Exercise goal ::
Repeat all the material exactly; pictures stay out of your copy.

Records with interface code:
============================================================

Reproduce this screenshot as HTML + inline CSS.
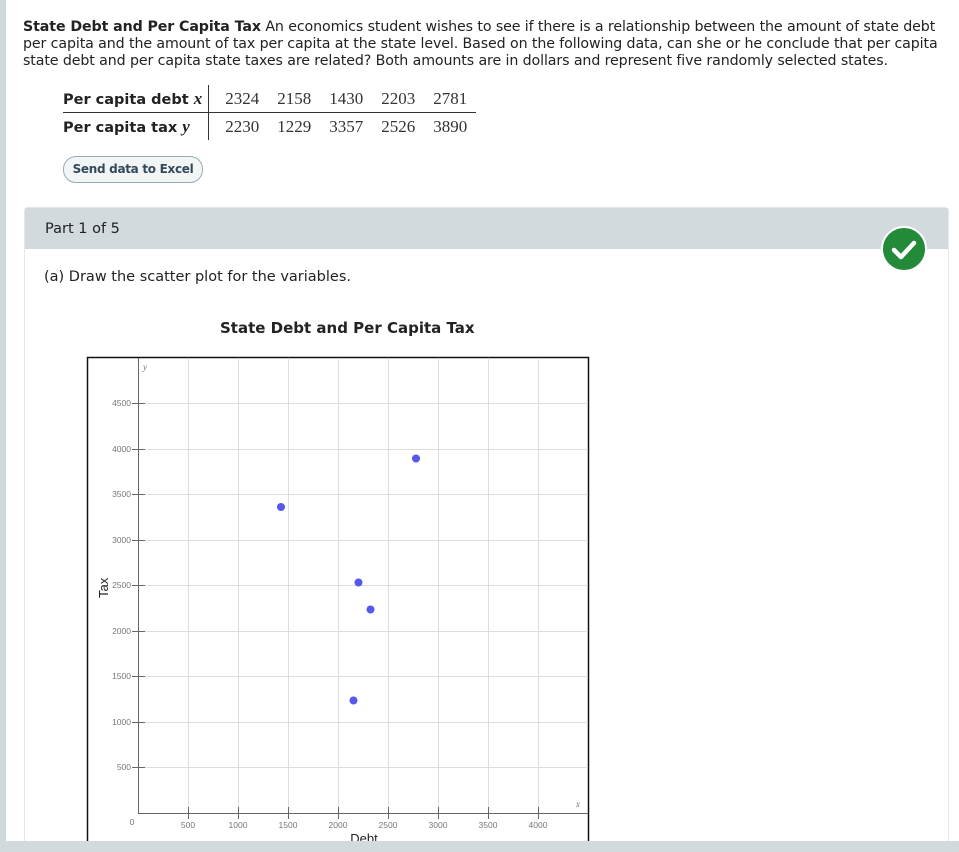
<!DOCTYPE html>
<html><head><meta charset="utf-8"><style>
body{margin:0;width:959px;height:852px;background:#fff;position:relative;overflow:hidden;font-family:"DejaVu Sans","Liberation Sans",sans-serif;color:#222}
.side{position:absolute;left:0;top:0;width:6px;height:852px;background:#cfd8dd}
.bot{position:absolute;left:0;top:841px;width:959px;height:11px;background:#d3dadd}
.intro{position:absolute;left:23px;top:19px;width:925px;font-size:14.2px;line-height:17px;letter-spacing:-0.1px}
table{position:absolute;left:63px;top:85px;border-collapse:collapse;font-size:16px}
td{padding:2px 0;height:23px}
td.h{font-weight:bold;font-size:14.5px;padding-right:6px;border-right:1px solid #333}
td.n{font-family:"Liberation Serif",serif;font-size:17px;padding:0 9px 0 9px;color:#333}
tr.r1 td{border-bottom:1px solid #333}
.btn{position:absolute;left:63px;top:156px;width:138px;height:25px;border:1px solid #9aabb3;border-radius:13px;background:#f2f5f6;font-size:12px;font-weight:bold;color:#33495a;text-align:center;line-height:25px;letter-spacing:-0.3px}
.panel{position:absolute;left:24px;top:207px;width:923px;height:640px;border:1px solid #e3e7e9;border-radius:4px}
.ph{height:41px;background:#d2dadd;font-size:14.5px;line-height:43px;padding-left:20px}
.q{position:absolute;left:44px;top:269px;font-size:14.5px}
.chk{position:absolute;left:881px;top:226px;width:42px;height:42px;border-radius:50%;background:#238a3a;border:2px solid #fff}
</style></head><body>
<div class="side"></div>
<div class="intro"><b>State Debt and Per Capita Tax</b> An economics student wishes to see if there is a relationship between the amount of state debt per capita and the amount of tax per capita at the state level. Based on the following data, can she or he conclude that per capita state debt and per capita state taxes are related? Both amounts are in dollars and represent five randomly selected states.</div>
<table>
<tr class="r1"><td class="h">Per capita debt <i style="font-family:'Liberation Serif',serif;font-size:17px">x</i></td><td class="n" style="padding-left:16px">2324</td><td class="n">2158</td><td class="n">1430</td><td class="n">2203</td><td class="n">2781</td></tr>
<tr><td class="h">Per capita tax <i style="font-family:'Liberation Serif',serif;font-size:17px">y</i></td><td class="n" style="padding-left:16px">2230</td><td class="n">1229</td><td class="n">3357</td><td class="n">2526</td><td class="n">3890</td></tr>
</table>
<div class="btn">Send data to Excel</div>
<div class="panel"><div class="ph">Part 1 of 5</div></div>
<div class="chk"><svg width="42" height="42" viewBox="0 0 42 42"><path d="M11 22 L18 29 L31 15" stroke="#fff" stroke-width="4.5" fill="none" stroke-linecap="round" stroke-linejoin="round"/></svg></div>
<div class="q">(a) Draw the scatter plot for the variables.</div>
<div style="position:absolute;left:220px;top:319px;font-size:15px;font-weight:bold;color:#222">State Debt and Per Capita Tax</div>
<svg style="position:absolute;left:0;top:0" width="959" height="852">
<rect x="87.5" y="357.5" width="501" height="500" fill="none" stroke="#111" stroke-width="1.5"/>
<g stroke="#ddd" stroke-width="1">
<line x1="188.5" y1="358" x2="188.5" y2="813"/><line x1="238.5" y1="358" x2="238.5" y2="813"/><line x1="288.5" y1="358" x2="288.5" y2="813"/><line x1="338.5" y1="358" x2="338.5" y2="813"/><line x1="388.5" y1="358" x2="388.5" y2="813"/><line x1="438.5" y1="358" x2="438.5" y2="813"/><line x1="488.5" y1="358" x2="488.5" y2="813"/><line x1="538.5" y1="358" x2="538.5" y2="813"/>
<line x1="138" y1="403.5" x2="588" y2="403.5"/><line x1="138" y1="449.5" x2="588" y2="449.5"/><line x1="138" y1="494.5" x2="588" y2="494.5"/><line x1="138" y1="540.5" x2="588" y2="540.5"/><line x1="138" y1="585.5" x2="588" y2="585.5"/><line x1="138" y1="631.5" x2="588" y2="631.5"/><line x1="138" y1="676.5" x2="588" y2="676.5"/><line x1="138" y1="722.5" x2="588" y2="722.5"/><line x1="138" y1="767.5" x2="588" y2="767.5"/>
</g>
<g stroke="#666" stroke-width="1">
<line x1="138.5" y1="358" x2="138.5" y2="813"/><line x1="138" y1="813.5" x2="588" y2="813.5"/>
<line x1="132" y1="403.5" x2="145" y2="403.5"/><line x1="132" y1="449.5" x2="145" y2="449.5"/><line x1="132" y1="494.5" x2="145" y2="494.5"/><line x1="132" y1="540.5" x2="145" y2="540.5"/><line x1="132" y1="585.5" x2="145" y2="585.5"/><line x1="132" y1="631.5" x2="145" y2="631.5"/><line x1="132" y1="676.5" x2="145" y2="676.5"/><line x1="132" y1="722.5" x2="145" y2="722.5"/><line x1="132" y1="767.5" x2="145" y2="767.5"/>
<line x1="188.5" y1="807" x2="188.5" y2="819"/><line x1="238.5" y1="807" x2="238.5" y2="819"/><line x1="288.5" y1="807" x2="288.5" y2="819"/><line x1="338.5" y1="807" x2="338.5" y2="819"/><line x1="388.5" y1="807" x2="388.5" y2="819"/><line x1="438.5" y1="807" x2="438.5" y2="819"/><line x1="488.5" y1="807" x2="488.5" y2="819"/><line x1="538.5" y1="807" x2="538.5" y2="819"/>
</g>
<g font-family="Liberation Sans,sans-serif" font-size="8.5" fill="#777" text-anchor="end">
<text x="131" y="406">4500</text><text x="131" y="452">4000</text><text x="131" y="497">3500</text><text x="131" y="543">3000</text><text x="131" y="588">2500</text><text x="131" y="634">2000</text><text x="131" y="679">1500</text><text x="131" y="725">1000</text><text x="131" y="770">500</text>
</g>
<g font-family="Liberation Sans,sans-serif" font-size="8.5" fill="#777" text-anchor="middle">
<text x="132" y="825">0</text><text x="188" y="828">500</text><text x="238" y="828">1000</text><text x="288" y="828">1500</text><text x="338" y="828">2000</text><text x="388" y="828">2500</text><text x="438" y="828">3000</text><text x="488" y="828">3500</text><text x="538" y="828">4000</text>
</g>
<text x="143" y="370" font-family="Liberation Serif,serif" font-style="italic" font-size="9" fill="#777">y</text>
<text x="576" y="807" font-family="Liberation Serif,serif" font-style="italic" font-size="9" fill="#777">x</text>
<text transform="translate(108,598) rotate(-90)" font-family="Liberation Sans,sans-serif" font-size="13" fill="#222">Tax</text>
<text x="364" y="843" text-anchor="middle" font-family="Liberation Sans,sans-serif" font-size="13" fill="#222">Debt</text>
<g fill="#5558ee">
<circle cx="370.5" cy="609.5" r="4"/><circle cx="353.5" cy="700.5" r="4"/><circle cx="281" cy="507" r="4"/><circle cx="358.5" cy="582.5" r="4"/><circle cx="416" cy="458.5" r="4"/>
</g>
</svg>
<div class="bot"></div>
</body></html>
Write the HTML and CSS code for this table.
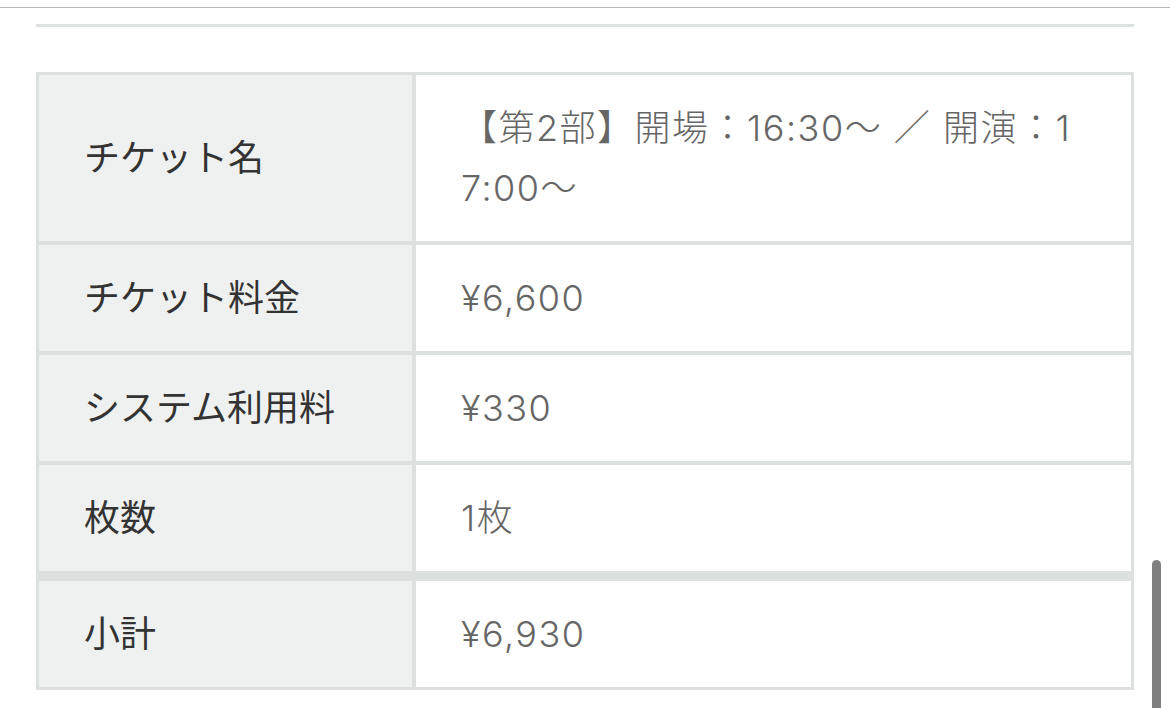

============================================================

Full output ::
Reproduce this screenshot as HTML + inline CSS.
<!DOCTYPE html>
<html><head><meta charset="utf-8"><style>
body{margin:0;width:959px;height:852px;background:#fff;position:relative;overflow:hidden;font-family:"DejaVu Sans","Liberation Sans",sans-serif;color:#222}
.side{position:absolute;left:0;top:0;width:6px;height:852px;background:#cfd8dd}
.bot{position:absolute;left:0;top:841px;width:959px;height:11px;background:#d3dadd}
.intro{position:absolute;left:23px;top:19px;width:925px;font-size:14.2px;line-height:17px;letter-spacing:-0.1px}
table{position:absolute;left:63px;top:85px;border-collapse:collapse;font-size:16px}
td{padding:2px 0;height:23px}
td.h{font-weight:bold;font-size:14.5px;padding-right:6px;border-right:1px solid #333}
td.n{font-family:"Liberation Serif",serif;font-size:17px;padding:0 9px 0 9px;color:#333}
tr.r1 td{border-bottom:1px solid #333}
.btn{position:absolute;left:63px;top:156px;width:138px;height:25px;border:1px solid #9aabb3;border-radius:13px;background:#f2f5f6;font-size:12px;font-weight:bold;color:#33495a;text-align:center;line-height:25px;letter-spacing:-0.3px}
.panel{position:absolute;left:24px;top:207px;width:923px;height:640px;border:1px solid #e3e7e9;border-radius:4px}
.ph{height:41px;background:#d2dadd;font-size:14.5px;line-height:43px;padding-left:20px}
.q{position:absolute;left:44px;top:269px;font-size:14.5px}
.chk{position:absolute;left:881px;top:226px;width:42px;height:42px;border-radius:50%;background:#238a3a;border:2px solid #fff}
</style></head><body>
<div class="side"></div>
<div class="intro"><b>State Debt and Per Capita Tax</b> An economics student wishes to see if there is a relationship between the amount of state debt per capita and the amount of tax per capita at the state level. Based on the following data, can she or he conclude that per capita state debt and per capita state taxes are related? Both amounts are in dollars and represent five randomly selected states.</div>
<table>
<tr class="r1"><td class="h">Per capita debt <i style="font-family:'Liberation Serif',serif;font-size:17px">x</i></td><td class="n" style="padding-left:16px">2324</td><td class="n">2158</td><td class="n">1430</td><td class="n">2203</td><td class="n">2781</td></tr>
<tr><td class="h">Per capita tax <i style="font-family:'Liberation Serif',serif;font-size:17px">y</i></td><td class="n" style="padding-left:16px">2230</td><td class="n">1229</td><td class="n">3357</td><td class="n">2526</td><td class="n">3890</td></tr>
</table>
<div class="btn">Send data to Excel</div>
<div class="panel"><div class="ph">Part 1 of 5</div></div>
<div class="chk"><svg width="42" height="42" viewBox="0 0 42 42"><path d="M11 22 L18 29 L31 15" stroke="#fff" stroke-width="4.5" fill="none" stroke-linecap="round" stroke-linejoin="round"/></svg></div>
<div class="q">(a) Draw the scatter plot for the variables.</div>
<div style="position:absolute;left:220px;top:319px;font-size:15px;font-weight:bold;color:#222">State Debt and Per Capita Tax</div>
<svg style="position:absolute;left:0;top:0" width="959" height="852">
<rect x="87.5" y="357.5" width="501" height="500" fill="none" stroke="#111" stroke-width="1.5"/>
<g stroke="#ddd" stroke-width="1">
<line x1="188.5" y1="358" x2="188.5" y2="813"/><line x1="238.5" y1="358" x2="238.5" y2="813"/><line x1="288.5" y1="358" x2="288.5" y2="813"/><line x1="338.5" y1="358" x2="338.5" y2="813"/><line x1="388.5" y1="358" x2="388.5" y2="813"/><line x1="438.5" y1="358" x2="438.5" y2="813"/><line x1="488.5" y1="358" x2="488.5" y2="813"/><line x1="538.5" y1="358" x2="538.5" y2="813"/>
<line x1="138" y1="403.5" x2="588" y2="403.5"/><line x1="138" y1="449.5" x2="588" y2="449.5"/><line x1="138" y1="494.5" x2="588" y2="494.5"/><line x1="138" y1="540.5" x2="588" y2="540.5"/><line x1="138" y1="585.5" x2="588" y2="585.5"/><line x1="138" y1="631.5" x2="588" y2="631.5"/><line x1="138" y1="676.5" x2="588" y2="676.5"/><line x1="138" y1="722.5" x2="588" y2="722.5"/><line x1="138" y1="767.5" x2="588" y2="767.5"/>
</g>
<g stroke="#666" stroke-width="1">
<line x1="138.5" y1="358" x2="138.5" y2="813"/><line x1="138" y1="813.5" x2="588" y2="813.5"/>
<line x1="132" y1="403.5" x2="145" y2="403.5"/><line x1="132" y1="449.5" x2="145" y2="449.5"/><line x1="132" y1="494.5" x2="145" y2="494.5"/><line x1="132" y1="540.5" x2="145" y2="540.5"/><line x1="132" y1="585.5" x2="145" y2="585.5"/><line x1="132" y1="631.5" x2="145" y2="631.5"/><line x1="132" y1="676.5" x2="145" y2="676.5"/><line x1="132" y1="722.5" x2="145" y2="722.5"/><line x1="132" y1="767.5" x2="145" y2="767.5"/>
<line x1="188.5" y1="807" x2="188.5" y2="819"/><line x1="238.5" y1="807" x2="238.5" y2="819"/><line x1="288.5" y1="807" x2="288.5" y2="819"/><line x1="338.5" y1="807" x2="338.5" y2="819"/><line x1="388.5" y1="807" x2="388.5" y2="819"/><line x1="438.5" y1="807" x2="438.5" y2="819"/><line x1="488.5" y1="807" x2="488.5" y2="819"/><line x1="538.5" y1="807" x2="538.5" y2="819"/>
</g>
<g font-family="Liberation Sans,sans-serif" font-size="8.5" fill="#777" text-anchor="end">
<text x="131" y="406">4500</text><text x="131" y="452">4000</text><text x="131" y="497">3500</text><text x="131" y="543">3000</text><text x="131" y="588">2500</text><text x="131" y="634">2000</text><text x="131" y="679">1500</text><text x="131" y="725">1000</text><text x="131" y="770">500</text>
</g>
<g font-family="Liberation Sans,sans-serif" font-size="8.5" fill="#777" text-anchor="middle">
<text x="132" y="825">0</text><text x="188" y="828">500</text><text x="238" y="828">1000</text><text x="288" y="828">1500</text><text x="338" y="828">2000</text><text x="388" y="828">2500</text><text x="438" y="828">3000</text><text x="488" y="828">3500</text><text x="538" y="828">4000</text>
</g>
<text x="143" y="370" font-family="Liberation Serif,serif" font-style="italic" font-size="9" fill="#777">y</text>
<text x="576" y="807" font-family="Liberation Serif,serif" font-style="italic" font-size="9" fill="#777">x</text>
<text transform="translate(108,598) rotate(-90)" font-family="Liberation Sans,sans-serif" font-size="13" fill="#222">Tax</text>
<text x="364" y="843" text-anchor="middle" font-family="Liberation Sans,sans-serif" font-size="13" fill="#222">Debt</text>
<g fill="#5558ee">
<circle cx="370.5" cy="609.5" r="4"/><circle cx="353.5" cy="700.5" r="4"/><circle cx="281" cy="507" r="4"/><circle cx="358.5" cy="582.5" r="4"/><circle cx="416" cy="458.5" r="4"/>
</g>
</svg>
<div class="bot"></div>
</body></html>
Write the HTML and CSS code for this table.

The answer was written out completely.